|Coming to a San Francisco park near you?|
It took a plummeting economy and disastrous wars in the Middle East to make America awful enough to rise up above centuries of racial strife with the election of Barack Obama, The Onion reported Nov. 5.
In San Francisco, it has taken a half-billion-dollar budget deficit, criminals roaming with impunity through the streets, parks littered with abandoned syringes, and packs of near-feral dogs menacing children to inspire the city to rise above a state of semifeudalism. For this, we can thank small-statured, large-ambitioned Marcus Santiago, chief security guard of San Francisco's parks.
This week's SF Weekly describes Santiago's quest to elevate his force of 14 park docents -- known as "rangers" -- to full police status. What wasn't sufficiently emphasized in the column was the potential of Santiago's crusade to accomplish a form of bureaucratic jujitsu in which San Francisco's $500 million budget deficit is exploited to enhance, rather than impoverish, the lives of San Franciscans.
Parks interim chief Jared Blumenfeld has thrown his weight behind Santiago's proposal to give his officers, now essentially Mountie-hat-wearing security guards, police powers that include making arrests, investigating crimes, and enforcing laws other than mere park ordinances against things like camping. The idea is to garner money from the U.S. Department of Homeland Security set aside for bona fide law enforcement agencies.
Along with new powers, Santiago is pushing for new duties, which would raise money for the city while making it more pleasant.
Among proposals Santiago is backing:
- Requiring commercial dog walkers to obtain permits.
Of all the ubiquitous San Francisco nuisances -- NIMBYs, Haight Street gutter punks, park bathroom sex trolls -- the worst are commercial dog walkers. Once off-leash, their charges invariably devolve into primal pack behavior, attacking children or anyone -- or thing -- they perceive as weak or infirm. Santiago would like to see these profiteers obtain licenses, just like anyone else obtaining rent through the use of city facilities. The licenses would limit dog walkers to seven curs at a time, while requiring holders of the permits -- to be worn visibly around walkers' necks -- to obey leash and other laws. Scofflaws would lose their permits, and thus their businesses. SF Weekly
suggests further enhancing revenue by making permits scarce, and auctioning them off to the highest bidders. After all: "They're making money off city property, so they should pay for it," Santiago notes.
- Putting police-badge-wearing park rangers in charge of enforcing new parking fees in city parks.
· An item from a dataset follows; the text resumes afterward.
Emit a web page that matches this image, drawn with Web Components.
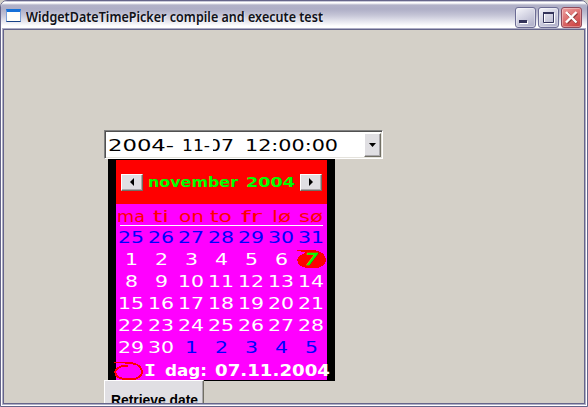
<!DOCTYPE html>
<html lang="en"><head><meta charset="utf-8"><title>WidgetDateTimePicker compile and execute test</title>
<style>html,body{margin:0;width:588px;height:407px;overflow:hidden;background:#d4d0c8}</style></head><body>
<app-window caption="WidgetDateTimePicker compile and execute test">
  <date-field></date-field>
  <month-calendar></month-calendar>
  <push-button>Retrieve date</push-button>
</app-window>
<script>
const shadow=(el,html)=>{const r=el.attachShadow({mode:'open'});r.innerHTML=html;return r};

// Text whose glyphs are stretched horizontally to the width given in the w attribute.
class FitText extends HTMLElement{
  connectedCallback(){
    const w=+this.getAttribute('w');
    const r=shadow(this,`<style>:host{display:block;flex:none;width:${w}px;white-space:pre}
      span{display:inline-block;transform-origin:0 50%}</style><span><slot></slot></span>`);
    const s=r.querySelector('span');
    s.style.transform=`scaleX(${w/s.getBoundingClientRect().width})`;
  }
}

class CaptionButton extends HTMLElement{
  connectedCallback(){
    const k=this.getAttribute('kind');
    const art={
      min:'<path d="M5 14h8v3H5z" fill="#fff"/><path d="M4 13h8v3H4z" fill="#33335a"/>',
      max:'<path d="M6.500 6.500h10v10h-10z" fill="none" stroke="#fff"/><path d="M5.500 5.500h10v10h-10z" fill="none" stroke="#33335a"/><path d="M5 5h11v2H5z" fill="#33335a"/>',
      close:'<path d="M6 6l10 10M16 6L6 16" stroke="#8d3838" stroke-width="3"/><path d="M5 5l10.500 10.500M15.500 5L5 15.500" stroke="#fff" stroke-width="2.400"/>'}[k];
    const c=k==='close'?['#eeA0a0','#cf4848','#8e4a5c']:['#f6f6fb','#b5b5cd','#6c6c94'];
    shadow(this,`<style>:host{display:block;box-sizing:border-box;width:21px;height:21px;border:1px solid ${c[2]};border-radius:3px;
      background:linear-gradient(150deg,${c[0]},${c[1]} 85%);box-shadow:inset 0 0 0 1px #ffffff55}
      svg{display:block;margin:-1px}</style><svg width="21" height="21">${art}</svg>`);
  }
}

class AppWindow extends HTMLElement{
  connectedCallback(){
    shadow(this,`<style>
    :host{display:flex;flex-direction:column;box-sizing:border-box;width:588px;height:407px;border:1px solid #65658a;border-radius:7px 7px 0 0;background:#fff;padding:0 1px 1px;overflow:hidden}
    header{display:flex;align-items:center;height:27px;flex:none;padding:4px 5px 0 5px;box-sizing:border-box;margin:0 -1px;
      background:linear-gradient(#9292b2 0,#fff 1px,#fff 2px,#b2b2c8 4px,#aeaec6 8px,#c4c4d6 14px,#e4e4ed 20px,#fff 25px)}
    .icon{width:15px;height:13px;box-sizing:border-box;border:1px solid #7ba0d8;border-top:3px solid #1671d8;border-bottom-color:#174287;background:#fffffa;margin:-3px 5px 0 0;flex:none}
    fit-text{font:600 14px/20px "Noto Sans","Open Sans",sans-serif;color:#111118;text-shadow:1px 1px #ffffff80}
    nav{margin-left:auto;display:flex;gap:2px;padding-top:1px;margin-bottom:-1px}
    main{flex:1;min-height:0;overflow:hidden;background:#d4d0c8;border:1px solid #65658a;box-shadow:0 0 0 1px #aeaec6;margin:1px 1px 1px;padding:100px 0 0 100px}
    </style><header><div class="icon"></div><fit-text w="297">${this.getAttribute('caption')}</fit-text>
    <nav><caption-button kind="min"></caption-button><caption-button kind="max"></caption-button><caption-button kind="close"></caption-button></nav></header>
    <main><slot></slot></main>`);
  }
}

// Small raised button with a black triangle.
class ArrowButton extends HTMLElement{
  connectedCallback(){
    const p={left:'M4 0v8L0 4z',right:'M0 0v8l4-4z',down:'M0 0h7L3.500 4z'}[this.getAttribute('dir')];
    shadow(this,`<style>:host{display:flex;flex:none;align-items:center;justify-content:center;box-sizing:border-box;background:#e0dfe3;border:1px solid;border-color:#fff #716f64 #716f64 #fff;box-shadow:inset -1px -1px #aaa8ac}</style>
    <svg width="7" height="8" viewBox="${this.getAttribute('dir')==='down'?'0 -2 7 8':'-1 0 7 8'}"><path d="${p}"/></svg>`);
  }
}

class DateField extends HTMLElement{
  connectedCallback(){
    shadow(this,`<style>
    :host{display:flex;box-sizing:border-box;width:279px;height:29px;background:#fff;border:1px solid;border-color:#808080 #fff #fff #808080;box-shadow:inset 1px 1px #505050,inset -1px -1px #e4e2dc;padding:2px 1px 1px 3px;font:16px/25px "DejaVu Sans",sans-serif;color:#000}
    .month{margin-left:8px}
    .day{margin:0 11px 0 -2px;clip-path:inset(0 0 0 5px)}
    arrow-button{width:17px;margin-left:auto}
    </style><fit-text w="66">2004-</fit-text><fit-text class="month" w="28">11-</fit-text><fit-text class="day" w="26">07</fit-text><fit-text w="93">12:00:00</fit-text><arrow-button dir="down"></arrow-button>`);
  }
}

// Hand-drawn red ring marking the current day.
class DayRing extends HTMLElement{
  connectedCallback(){
    shadow(this,`<style>:host{display:block;flex:none;width:30px;height:20px}svg{display:block;overflow:visible}</style>
    <svg width="30" height="20" shape-rendering="crispEdges" fill="${this.hasAttribute('filled')?'red':'none'}" stroke="red" stroke-width="1.900"><path d="M0 1.500h10C17 2 22 2 25 5C29 9 29 13 25 16C21 19 12 19 6 17C1 15 0 10 3 8C6 5 9 4 14 5"/></svg>`);
  }
}

class MonthCalendar extends HTMLElement{
  connectedCallback(){
    const nums=[25,26,27,28,29,30,31,...Array.from({length:30},(_,i)=>i+1),1,2,3,4,5];
    const cells=nums.map((n,i)=>`<div class="${i<7||i>36?'out':''} ${i===13?'today':''}">${i===13?'<day-ring filled></day-ring>':''}<fit-text w="${n>9?26:13}">${n}</fit-text></div>`).join('');
    const days=[['ma',28],['ti',16],['on',25],['to',22],['fr',21],['lø',19],['sø',24]].map(([d,w])=>`<div><fit-text w="${w}">${d}</fit-text></div>`).join('');
    shadow(this,`<style>
    :host{display:block;box-sizing:border-box;width:227px;height:222px;margin-left:4px;background:#f0f;border:solid #000;border-width:1px 8px;font:15.5px/22px "DejaVu Sans",sans-serif;color:#fff}
    header{display:flex;align-items:center;justify-content:space-between;height:44px;box-sizing:border-box;background:#f00;padding:0 5px;color:#0f0;font-weight:bold;font-size:14px}
    header arrow-button{width:22px;height:17px}
    .title{display:flex;gap:8px}
    .days,.grid{display:grid;grid-template-columns:repeat(7,30px)}
    .days{height:21px;color:#f00;line-height:26px}
    .grid>div,.days>div{display:flex;justify-content:center}
    hr{border:0;height:1px;background:#fff;margin:0 4px}
    .grid{grid-auto-rows:22px;line-height:25px}
    .out{color:#00f}
    .today{position:relative;color:#0f0}
    .today fit-text{position:relative;font-style:oblique;-webkit-text-stroke:.6px #0f0}
    day-ring{position:absolute;left:1px;top:1px}
    footer{display:flex;align-items:center;height:22px;font-weight:bold;font-size:15px;line-height:24px}
    footer day-ring{position:static;margin:3px 0 0 -2px}
    footer fit-text{margin-top:4px}
    .lead{margin-right:9px;font-family:"DejaVu Sans Mono",monospace}.label{margin-right:8px}
    </style>
    <header><arrow-button dir="left"></arrow-button><div class="title"><fit-text w="90">november</fit-text><fit-text w="49">2004</fit-text></div><arrow-button dir="right"></arrow-button></header>
    <div class="days">${days}</div><hr><div class="grid">${cells}</div>
    <footer><day-ring></day-ring><fit-text class="lead" w="12">I</fit-text><fit-text class="label" w="42">dag:</fit-text><fit-text w="115">07.11.2004</fit-text></footer>`);
  }
}

class PushButton extends HTMLElement{
  connectedCallback(){
    shadow(this,`<style>:host{display:flex;justify-content:center;box-sizing:border-box;width:100px;height:36px;margin-top:-1px;background:#e0dfe3;border:1px solid;border-color:#fff #716f64 #716f64 #fff;box-shadow:inset -1px -1px #aaa8ac;padding-top:9px;font:bold 14px/20px "Liberation Sans",Arial,sans-serif;color:#000}</style><fit-text w="87"><slot></slot></fit-text>`);
  }
}
for(const [n,c] of [['fit-text',FitText],['caption-button',CaptionButton],['arrow-button',ArrowButton],['day-ring',DayRing],['date-field',DateField],['month-calendar',MonthCalendar],['push-button',PushButton],['app-window',AppWindow]])customElements.define(n,c);
</script></body></html>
Before readers rashly imagine The Simpsons
' Chief Clancy Wiggum busting out taillights in Golden Gate Park, it's worth pausing to examine the Department of Recreation and Parks' bizarre parking policies, in which the city relinquishes what could be millions of dollars in revenue in exchange for -- nothing. Thanks to some long-lost accident of bureaucratic history, the city's parks department is in charge of several acres of urban parking lots where, for no obvious reason, motorists are allowed to park for free. So automobile commuters clog the city lots to evade fees elsewhere. Employees of the Veterans Administration hospital near Land's End, for example, evade fees in their own facility's lot by crowding the nearby Legion of Honor museum parking lot, leaving scant weekday space for patrons.
And motorists avoid fees charged at the Fort Mason Center parking lot by filling the City Department of Recreation and Parks' nearby Marina District lot. Freeloading motorists also make life miserable in Golden Gate Park, as they turn what could be a recreational oasis along JFK drive into an automobile-clogged hellhole every day but Sunday. Santiago would like to see rangers, rather than meter maids, enforce parking fees on parks department controlled facilities, so that the department could more easily keep the money. An even more compelling reason: The city's meter maids are notiriously ineffective at busting scofflaw sidewalk parkers, bus-stop parkers, and bike lane parkers
. Newly-badged park rangers, meanwhile, would be hungry for collars.